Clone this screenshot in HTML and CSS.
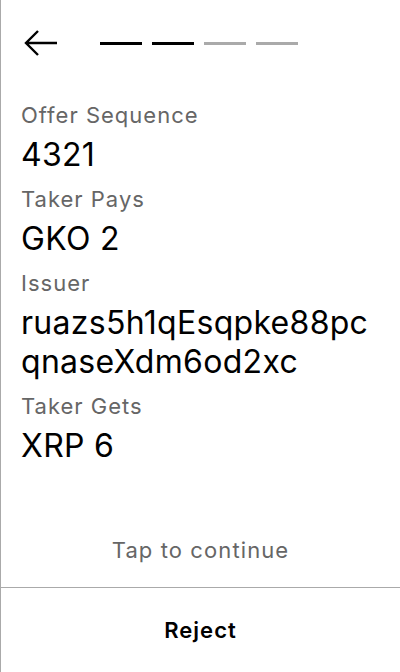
FILE: index.html
```html
<!DOCTYPE html>
<html>
<head>
<meta charset="utf-8">
<link rel="stylesheet" href="styles.css">
</head>
<body>
<div class="screen">
  <div class="header">
    <svg class="back" width="36" height="30" viewBox="0 0 36 30">
      <path d="M4 15 H35 M16 3 L4 15 L16 27" fill="none" stroke="#000" stroke-width="2.4" stroke-linecap="butt" stroke-linejoin="miter"/>
    </svg>
    <div class="steps">
      <span class="step done"></span>
      <span class="step done"></span>
      <span class="step"></span>
      <span class="step"></span>
    </div>
  </div>
  <div class="content">
    <div class="field">
      <div class="label">Offer Sequence</div>
      <div class="value">4321</div>
    </div>
    <div class="field">
      <div class="label">Taker Pays</div>
      <div class="value">GKO 2</div>
    </div>
    <div class="field">
      <div class="label">Issuer</div>
      <div class="value">ruazs5h1qEsqpke88pc<br>qnaseXdm6od2xc</div>
    </div>
    <div class="field">
      <div class="label">Taker Gets</div>
      <div class="value">XRP 6</div>
    </div>
  </div>
  <div class="tap">Tap to continue</div>
  <div class="footer">
    <button class="reject">Reject</button>
  </div>
</div>
</body>
</html>
```
FILE: styles.css
```css
html, body {
  margin: 0;
  padding: 0;
  background: #fff;
}
body {
  font-family: Inter, "Noto Sans", sans-serif;
  color: #000;
}
.screen {
  width: 400px;
  height: 672px;
  box-sizing: border-box;
  border-left: 1px solid #aaa;
  display: flex;
  flex-direction: column;
}
.header {
  height: 86px;
  display: flex;
  align-items: center;
  padding-left: 21px;
}
.back {
  display: block;
  margin-right: 42px;
}
.steps {
  display: flex;
  gap: 10px;
}
.step {
  display: block;
  width: 42px;
  height: 3px;
  background: #aaa;
}
.step.done {
  background: #000;
}
.content {
  flex: 1;
  padding: 15px 0 0 20px;
}
.field {
  margin-bottom: 11px;
}
.label {
  font-size: 22px;
  line-height: 28px;
  letter-spacing: 1px;
  color: #666;
  margin-bottom: 6px;
}
.value {
  font-size: 32px;
  line-height: 39px;
  letter-spacing: 0.3px;
  color: #000;
}
.tap {
  height: 74px;
  display: flex;
  align-items: center;
  justify-content: center;
  font-size: 22px;
  letter-spacing: 1.1px;
  color: #666;
}
.footer {
  height: 84px;
  border-top: 1px solid #aaa;
  display: flex;
  align-items: center;
  justify-content: center;
}
.reject {
  background: none;
  border: none;
  padding: 0;
  font-family: inherit;
  font-size: 22px;
  letter-spacing: 1px;
  font-weight: 600;
  color: #000;
}
```
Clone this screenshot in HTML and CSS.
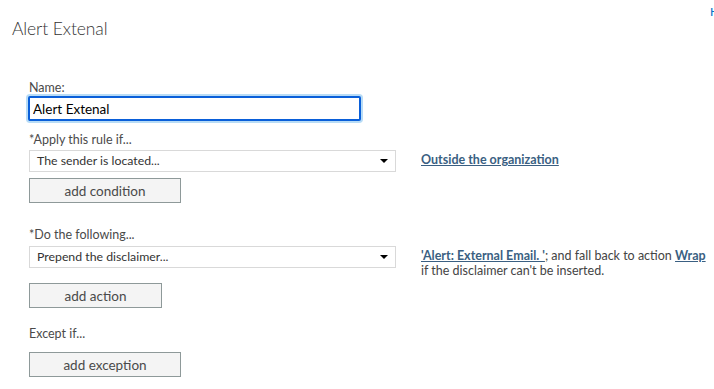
FILE: index.html
```html
<!DOCTYPE html>
<html lang="en">
<head>
  <meta charset="UTF-8" />
  <meta name="viewport" content="width=device-width, initial-scale=1.0" />
  <title>Alert Extenal</title>
  <link rel="stylesheet" href="styles.css">
</head>
<body>
  <a class="help-link" href="#">Help</a>
  <h1 class="rule-title">Alert Extenal</h1>

  <form class="rule-form">
    <label class="field-label" for="rule-name">Name:</label>
    <input class="name-input" id="rule-name" type="text" value="Alert Extenal" />

    <div class="field-label label-apply">*Apply this rule if...</div>
    <div class="rule-row">
      <div class="fake-select">The sender is located...</div>
      <div class="rule-desc"><a href="#" class="desc-link">Outside the organization</a></div>
    </div>
    <button type="button" class="rule-btn btn-condition">add condition</button>

    <div class="field-label label-do">*Do the following...</div>
    <div class="rule-row">
      <div class="fake-select">Prepend the disclaimer...</div>
      <div class="rule-desc">
        <a href="#" class="desc-link">'Alert: External Email. '</a>; and fall back to action <a href="#" class="desc-link">Wrap</a><br>
        if the disclaimer can't be inserted.
      </div>
    </div>
    <button type="button" class="rule-btn btn-action">add action</button>

    <div class="field-label label-except">Except if...</div>
    <button type="button" class="rule-btn btn-exception">add exception</button>
  </form>
</body>
</html>
```

FILE: styles.css
```css
body {
  margin: 0;
  padding: 0;
  font-family: "Segoe UI", Lato, "Open Sans", Arial, sans-serif;
  color: #333;
  background: #fff;
  overflow: hidden;
  position: relative;
  width: 714px;
  height: 389px;
}

.help-link {
  position: absolute;
  left: 710px;
  top: 4px;
  font-size: 12px;
  color: #0072c6;
  text-decoration: none;
}

.rule-title {
  margin: 17px 0 0 12px;
  font-size: 17.5px;
  line-height: 24px;
  font-weight: 300;
  letter-spacing: -0.1px;
  color: #333;
}

.rule-form {
  padding-left: 29px;
  margin-top: 39px;
}

.field-label {
  display: block;
  font-size: 12.5px;
  line-height: 16px;
  color: #4a4a4a;
}

.name-input {
  display: block;
  box-sizing: border-box;
  width: 333px;
  height: 25px;
  margin: 0 0 0 -1px;
  padding: 0 3px;
  border: 2px solid #0a5fd9;
  border-radius: 2px;
  box-shadow: 0 0 0 2px #b8dcf6;
  outline: none;
  font-family: inherit;
  font-size: 13.5px;
  color: #000;
}

.label-apply {
  margin-top: 11px;
  margin-bottom: 2px;
}

.label-do {
  margin-top: 24px;
  margin-bottom: 3px;
}

.label-except {
  margin-top: 18px;
  margin-bottom: 10px;
}

.rule-row {
  display: flex;
  align-items: flex-start;
}

.fake-select {
  position: relative;
  box-sizing: border-box;
  width: 367px;
  height: 22px;
  padding: 0 0 0 7px;
  border: 1px solid #d9d9d9;
  font-size: 12.3px;
  line-height: 20px;
  color: #333;
  flex-shrink: 0;
}

.fake-select::after {
  content: "";
  position: absolute;
  right: 7px;
  top: 8px;
  border-left: 4px solid transparent;
  border-right: 4px solid transparent;
  border-top: 4px solid #000;
}

.rule-desc {
  margin-left: 25px;
  font-size: 12.5px;
  line-height: 15px;
  color: #444;
  padding-top: 2px;
  white-space: nowrap;
}

.desc-link {
  font-weight: bold;
  color: #3a5f82;
  text-decoration: underline;
}

.rule-btn {
  display: block;
  box-sizing: border-box;
  height: 25px;
  padding: 0;
  border: 1px solid #8e9999;
  background: #f4f4f4;
  font-family: inherit;
  font-size: 13.5px;
  color: #4a4a4a;
  cursor: pointer;
}

.btn-condition {
  width: 152px;
  margin-top: 6px;
}

.btn-action {
  width: 133px;
  margin-top: 5px;
}

.btn-exception {
  width: 152px;
}
```
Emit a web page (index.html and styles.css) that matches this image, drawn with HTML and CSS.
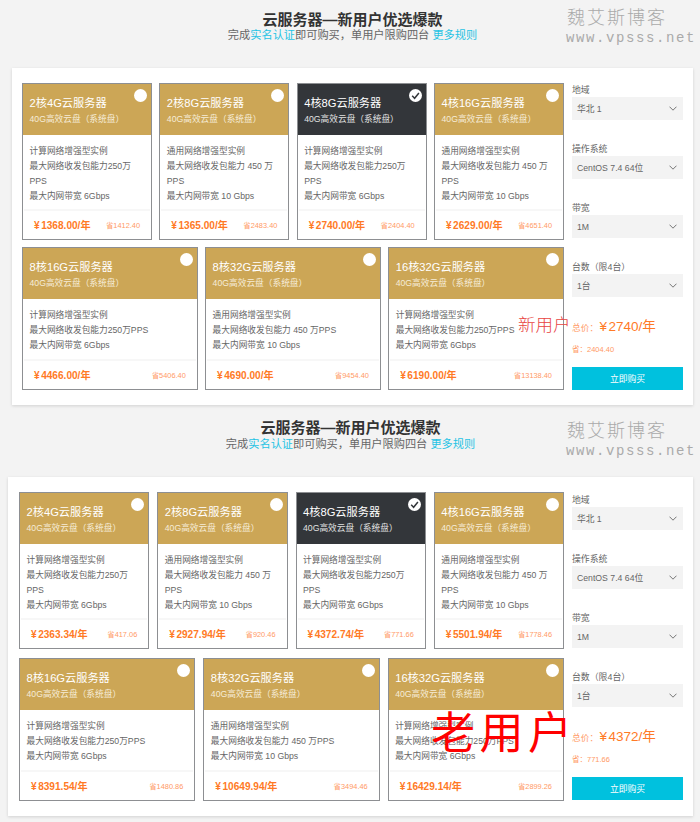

● **What the exercise asks**
Output the data exactly. Pictures don't belong in the result.

● **Response to the task**
Clone this screenshot in HTML and CSS.
FILE: index.html
```html
<!DOCTYPE html>
<html>
<head>
<meta charset="utf-8">
<link rel="stylesheet" href="styles.css">
</head>
<body>
<div class="screen">
  <div class="header">
    <svg class="back" width="36" height="30" viewBox="0 0 36 30">
      <path d="M4 15 H35 M16 3 L4 15 L16 27" fill="none" stroke="#000" stroke-width="2.4" stroke-linecap="butt" stroke-linejoin="miter"/>
    </svg>
    <div class="steps">
      <span class="step done"></span>
      <span class="step done"></span>
      <span class="step"></span>
      <span class="step"></span>
    </div>
  </div>
  <div class="content">
    <div class="field">
      <div class="label">Offer Sequence</div>
      <div class="value">4321</div>
    </div>
    <div class="field">
      <div class="label">Taker Pays</div>
      <div class="value">GKO 2</div>
    </div>
    <div class="field">
      <div class="label">Issuer</div>
      <div class="value">ruazs5h1qEsqpke88pc<br>qnaseXdm6od2xc</div>
    </div>
    <div class="field">
      <div class="label">Taker Gets</div>
      <div class="value">XRP 6</div>
    </div>
  </div>
  <div class="tap">Tap to continue</div>
  <div class="footer">
    <button class="reject">Reject</button>
  </div>
</div>
</body>
</html>
```
FILE: styles.css
```css
html, body {
  margin: 0;
  padding: 0;
  background: #fff;
}
body {
  font-family: Inter, "Noto Sans", sans-serif;
  color: #000;
}
.screen {
  width: 400px;
  height: 672px;
  box-sizing: border-box;
  border-left: 1px solid #aaa;
  display: flex;
  flex-direction: column;
}
.header {
  height: 86px;
  display: flex;
  align-items: center;
  padding-left: 21px;
}
.back {
  display: block;
  margin-right: 42px;
}
.steps {
  display: flex;
  gap: 10px;
}
.step {
  display: block;
  width: 42px;
  height: 3px;
  background: #aaa;
}
.step.done {
  background: #000;
}
.content {
  flex: 1;
  padding: 15px 0 0 20px;
}
.field {
  margin-bottom: 11px;
}
.label {
  font-size: 22px;
  line-height: 28px;
  letter-spacing: 1px;
  color: #666;
  margin-bottom: 6px;
}
.value {
  font-size: 32px;
  line-height: 39px;
  letter-spacing: 0.3px;
  color: #000;
}
.tap {
  height: 74px;
  display: flex;
  align-items: center;
  justify-content: center;
  font-size: 22px;
  letter-spacing: 1.1px;
  color: #666;
}
.footer {
  height: 84px;
  border-top: 1px solid #aaa;
  display: flex;
  align-items: center;
  justify-content: center;
}
.reject {
  background: none;
  border: none;
  padding: 0;
  font-family: inherit;
  font-size: 22px;
  letter-spacing: 1px;
  font-weight: 600;
  color: #000;
}
```
Clone this screenshot in HTML and CSS.
FILE: index.html
```html
<!DOCTYPE html>
<html lang="en">
<head>
  <meta charset="UTF-8" />
  <meta name="viewport" content="width=device-width, initial-scale=1.0" />
  <title>Alert Extenal</title>
  <link rel="stylesheet" href="styles.css">
</head>
<body>
  <a class="help-link" href="#">Help</a>
  <h1 class="rule-title">Alert Extenal</h1>

  <form class="rule-form">
    <label class="field-label" for="rule-name">Name:</label>
    <input class="name-input" id="rule-name" type="text" value="Alert Extenal" />

    <div class="field-label label-apply">*Apply this rule if...</div>
    <div class="rule-row">
      <div class="fake-select">The sender is located...</div>
      <div class="rule-desc"><a href="#" class="desc-link">Outside the organization</a></div>
    </div>
    <button type="button" class="rule-btn btn-condition">add condition</button>

    <div class="field-label label-do">*Do the following...</div>
    <div class="rule-row">
      <div class="fake-select">Prepend the disclaimer...</div>
      <div class="rule-desc">
        <a href="#" class="desc-link">'Alert: External Email. '</a>; and fall back to action <a href="#" class="desc-link">Wrap</a><br>
        if the disclaimer can't be inserted.
      </div>
    </div>
    <button type="button" class="rule-btn btn-action">add action</button>

    <div class="field-label label-except">Except if...</div>
    <button type="button" class="rule-btn btn-exception">add exception</button>
  </form>
</body>
</html>
```

FILE: styles.css
```css
body {
  margin: 0;
  padding: 0;
  font-family: "Segoe UI", Lato, "Open Sans", Arial, sans-serif;
  color: #333;
  background: #fff;
  overflow: hidden;
  position: relative;
  width: 714px;
  height: 389px;
}

.help-link {
  position: absolute;
  left: 710px;
  top: 4px;
  font-size: 12px;
  color: #0072c6;
  text-decoration: none;
}

.rule-title {
  margin: 17px 0 0 12px;
  font-size: 17.5px;
  line-height: 24px;
  font-weight: 300;
  letter-spacing: -0.1px;
  color: #333;
}

.rule-form {
  padding-left: 29px;
  margin-top: 39px;
}

.field-label {
  display: block;
  font-size: 12.5px;
  line-height: 16px;
  color: #4a4a4a;
}

.name-input {
  display: block;
  box-sizing: border-box;
  width: 333px;
  height: 25px;
  margin: 0 0 0 -1px;
  padding: 0 3px;
  border: 2px solid #0a5fd9;
  border-radius: 2px;
  box-shadow: 0 0 0 2px #b8dcf6;
  outline: none;
  font-family: inherit;
  font-size: 13.5px;
  color: #000;
}

.label-apply {
  margin-top: 11px;
  margin-bottom: 2px;
}

.label-do {
  margin-top: 24px;
  margin-bottom: 3px;
}

.label-except {
  margin-top: 18px;
  margin-bottom: 10px;
}

.rule-row {
  display: flex;
  align-items: flex-start;
}

.fake-select {
  position: relative;
  box-sizing: border-box;
  width: 367px;
  height: 22px;
  padding: 0 0 0 7px;
  border: 1px solid #d9d9d9;
  font-size: 12.3px;
  line-height: 20px;
  color: #333;
  flex-shrink: 0;
}

.fake-select::after {
  content: "";
  position: absolute;
  right: 7px;
  top: 8px;
  border-left: 4px solid transparent;
  border-right: 4px solid transparent;
  border-top: 4px solid #000;
}

.rule-desc {
  margin-left: 25px;
  font-size: 12.5px;
  line-height: 15px;
  color: #444;
  padding-top: 2px;
  white-space: nowrap;
}

.desc-link {
  font-weight: bold;
  color: #3a5f82;
  text-decoration: underline;
}

.rule-btn {
  display: block;
  box-sizing: border-box;
  height: 25px;
  padding: 0;
  border: 1px solid #8e9999;
  background: #f4f4f4;
  font-family: inherit;
  font-size: 13.5px;
  color: #4a4a4a;
  cursor: pointer;
}

.btn-condition {
  width: 152px;
  margin-top: 6px;
}

.btn-action {
  width: 133px;
  margin-top: 5px;
}

.btn-exception {
  width: 152px;
}
```
Emit a web page (index.html and styles.css) that matches this image, drawn with HTML and CSS.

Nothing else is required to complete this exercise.